Understanding Youth Sports: Risk Management

Risk Management is never fun. It can be long, time-consuming, and tedious. But, it is 100% essential. Risk Management is something that can save lives and is a key part of preventing serious injuries. Risk Management also plays a key role in league and team operations. Failure to complete these steps can result in serious financial loss and even shut down entire leagues. While at the time it may not seem all that important when you’re trying to card players, get rosters and schedules set, etc. Having you and your staff complete Risk Management is essential.

There are several key steps and tips to assure your Risk Management and help mitigate risks.

1.     Have the proper insurances and liability waivers in place to protect staff members, volunteers, the facility, and the participants.

2.     Have all other administrative aspects of a program in order, including managing finances, forms, contracts, etc., and ensure that these documents are handled and reviewed by multiple people in the organization for proper accountability and “checks and balances.”

3.     Do routine, documented facility and equipment inspections to identify liabilities and hazards. For example, inspect and survey a play space to make sure it is safe before participants arrive, and make sure it stays safe while participants are in the area. If a potential liability or hazard is found, fix it immediately. If you cannot fix it, secure the area with proper signage so no one can approach it.

4.     Ensure all equipment provided (to teams and participants) is safe. Provide safety equipment when needed and inspect equipment before all games.

5.     Train staff members, coaches, managers, and volunteers properly on all aspects of a league, and provide applicable training and certifications, such as concussion training, first aid, and CPR.

6.     Promote and monitor hydration and healthy eating. Information can be included in parent packets, orientations, and coaches’ meetings. On game days, look for signs of dehydration and fatigue.

7.     Have a contingency plan. What can go wrong will go wrong, so always have a backup plan.

8.     Have an emergency-action plan. Train for risk scenarios so staff members are prepared to handle any situation.

9.     Have adequate adult supervision on game days that includes staff members or league volunteers.

10.   Have written policies in place to strictly prohibit drugs, alcohol, tobacco, excessive weight loss or weight gain, and any illegal substances. Monitor signs of substance abuse by any coach, parent, or participant throughout the season, and have a process in place to report such abuse.

A common practice is to follow the 10 Ps of risk management.  

1.     Policy. Have proper policies in place to protect the safety of staff members, volunteers, participants, and facilities, and know what to do when an incident occurs.

2.     Planning. Training for incidents will better prepare staff members when an incident occurs. Have emergency-action plans in place for any type of league or program.

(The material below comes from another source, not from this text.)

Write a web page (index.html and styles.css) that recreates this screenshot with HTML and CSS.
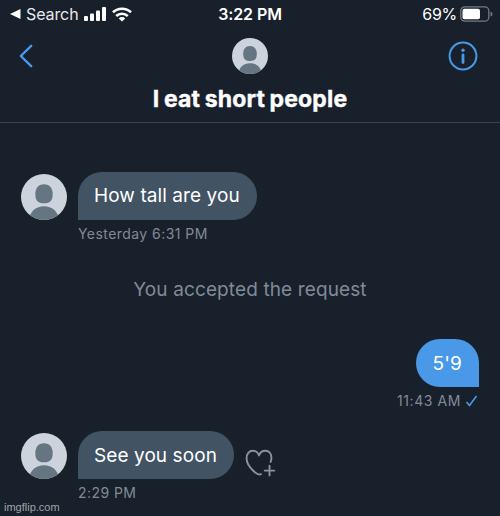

3.     Product or service. Understand the potential risks that may occur, based on the service offered. Knowing and understanding the types of risks that can occur helps to be more prepared to prevent an incident or handle an incident when it occurs.

4.     Process. Make sure controls are in place to reduce risk and ensure staff members are trained or qualified to handle them.

5.     Premises. Consider the size and layout of facilities and the risks that may occur. Know how much it costs to repair and maintain the facilities.

7.     Protection. This is much broader than merely protecting people from health and safety risks; it includes identifying risks associated with protecting people, premises, equipment, and the surrounding environment. Once the associated risks are identified, it is imperative to have the proper insurance coverages and waivers in place to protect your most valuable assets.

8.     Procedures. Be sure to have proper procedures in place if an incident does occur.

9.     Purchasing. Have policies in place to control costs, create contingency funds, and purchase quality equipment that will not pose a hazard to participants.

10.   Performance. Evaluate a league regularly to ensure you are following the risk-management guidelines that are in place. If incidents do occur, evaluate them and devise a plan to prevent future incidents.

Remember, don’t lack in your Risk Management. It’s not just about your club’s financials, but the health and safety of families.